Editorial: Don't change exit exam - change the schools instead - New Graduation Rule Leads To More Dropouts
The San Jose Mercury News - November 12, 2007
A report that found an upswing in California's dropout rate will add volume to the call for suspending or modifying the high school exit exam. Instead, it should add urgency to the more substantial job of fixing the state's worst performing schools.
The analysis last week by the Virginia firm that annually evaluates the exam offers sobering news. It arrives on the eve of Superintendent of Public Instruction Jack O'Connell's Achievement Gap Summit, which opens in Sacramento on Tuesday.

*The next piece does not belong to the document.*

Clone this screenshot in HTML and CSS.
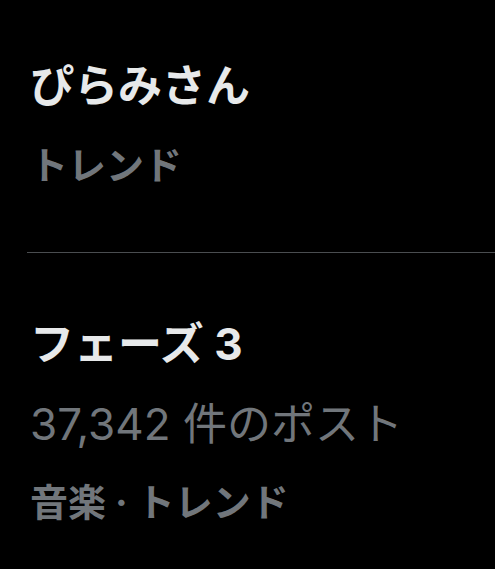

The report found a 4 percentage point decline in the graduation rate directly attributable to the exit exam in 2006, the first year that the exam counted for high school seniors.
The percentage of seniors receiving diplomas dropped from 87 percent to 83 percent, while the comprehensive graduation rate, measuring dropouts starting when the class of 2006 entered ninth grade, fell from 71 to 67 percent. If that wasn't disturbing enough, a think tank from UCLA calculated that the drop was greater in predominantly Latino and African-American high schools. There, the four-year graduation rate fell from an already abysmal 50 percent to 43 percent. According to the Institute for Democracy, Education and Access, these are also the most crowded schools, with larger than average math classes taught by a disproportionately higher number of teachers without math credentials.
The state's graduation rate is only an estimate, since California still has no system that can track individual students. It's possible that some of those who were designated as dropouts attended community college or repeated a year and were still in school. But the trends are clear.
The exit exam measures only ninth-grade math and 10th-grade writing and reading skills. It has had an overall positive impact, which is why requirements shouldn't be diluted.
The latest report by Human Resources Research Organization, the state evaluator, found that the exit exam has added rigor to high school. Teachers generally report that it has helped guide instruction and concentrate students' attention. Thousands of students have persevered through after-school and Saturday tutorials. The exam may be a factor in the significant increase in students taking Algebra I by 10th grade, the SAT exam and college preparatory courses.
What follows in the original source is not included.